✍🏻Erizeli Jely Bandaro
Pernyataan Presiden Prabowo bahwa “rakyat kini melihat reaksi cepat pemerintah dalam mengatasi musibah” menjadi sorotan publik, terutama ketika dibandingkan dengan kondisi lapangan pada bencana banjir dan longsor yang melanda Aceh, Sumatera Utara, dan Sumatera Barat.
- Di saat negara membutuhkan koordinasi tangkas, laporan dari daerah justru menggambarkan sebaliknya: penanganan lambat, logistik terhambat, dan kehadiran pemerintah pusat yang tertunda.
- Di banyak lokasi, warga melakukan evakuasi secara mandiri, sementara tim BNPB dan peralatan berat baru tiba setelah 48 hingga 72 jam.
- Data korban serta kebutuhan pengungsi tidak tersampaikan dengan cepat akibat lemahnya sistem koordinasi dari tingkat desa hingga pusat.
- Status darurat tidak segera dinaikkan, membuat pemerintah daerah bekerja dengan anggaran terbatas di tengah situasi yang berkembang cepat dan tidak terkendali.
Keterlambatan ini kontras dengan benchmark internasional. PBB melalui UN-OCHA menetapkan standar emas penanganan bencana:
- Evakuasi awal dalam 1 jam,
- Tim SAR aktif dalam 6 jam,
- Bantuan logistik dasar tersedia dalam 24 jam,
- Stabilitas awal pemulihan tercapai dalam 72 jam.
Negara-negara dengan sistem kesiapsiagaan mapan menerapkan standar tersebut secara disiplin. Jepang, misalnya, mengaktifkan tim penyelamat dalam hitungan jam, bukan hari. China mengerahkan ribuan personel dalam 2–3 jam pada bencana banjir besar seperti di Henan dan Gansu. FEMA di Amerika Serikat bergerak otomatis dalam hitungan jam setelah pernyataan kedaruratan diumumkan, mengirimkan logistik melalui jalur udara dan darat.
Ketika dibandingkan dengan praktik tersebut, respons di Indonesia masih jauh dari memadai. Minimnya kehadiran alat berat di fase awal, distribusi bantuan yang tidak seragam, dan absennya pusat koordinasi lapangan yang efektif menunjukkan adanya kesenjangan besar antara narasi dan kenyataan.
Faktor struktural jelas terlihat: kapasitas BPBD daerah yang lemah, ketiadaan sistem tanggap darurat terintegrasi, dan rendahnya kesiapan menghadapi fenomena cuaca ekstrem yang kini semakin sering terjadi akibat perubahan iklim.
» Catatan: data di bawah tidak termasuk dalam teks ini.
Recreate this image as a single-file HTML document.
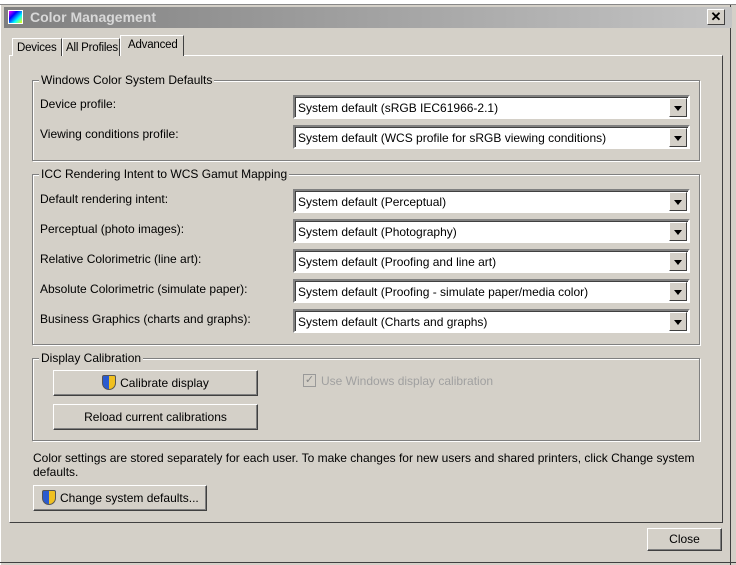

BMKG sendiri mengakui bahwa Indonesia belum siap menghadapi siklon tropis—sebuah ancaman yang kini menjadi realitas baru kawasan Asia Tenggara.
Di tengah kondisi tersebut, pernyataan tentang reaksi cepat pemerintah harus ditempatkan secara proporsional. Pemerintah memang memiliki niat untuk bergerak cepat, tetapi niat tidak selalu terwujud dalam tindakan operasional di lapangan. Kesiapsiagaan bukanlah retorika; ia adalah kemampuan teknis yang dibangun lewat investasi, standar prosedur, dan komitmen kelembagaan yang kuat.
Untuk menghentikan siklus bencana yang selalu lebih mematikan dari yang seharusnya, Indonesia perlu memulai langkah serius: memperkuat BPBD, mengintegrasikan sistem peringatan dini, mempercepat mobilisasi logistik, dan menyesuaikan diri dengan standar kemanusiaan global yang telah terbukti efektif.
Rakyat tidak menuntut kesempurnaan.
Yang mereka butuhkan hanyalah pemerintah yang hadir lebih cepat dari berita, lebih cepat dari konferensi pers, dan terutama lebih cepat dari air bah dan tanah longsor yang merenggut nyawa mereka.
Hanya dengan itu, klaim “reaksi cepat pemerintah” dapat benar-benar dirasakan, bukan sekadar diucapkan.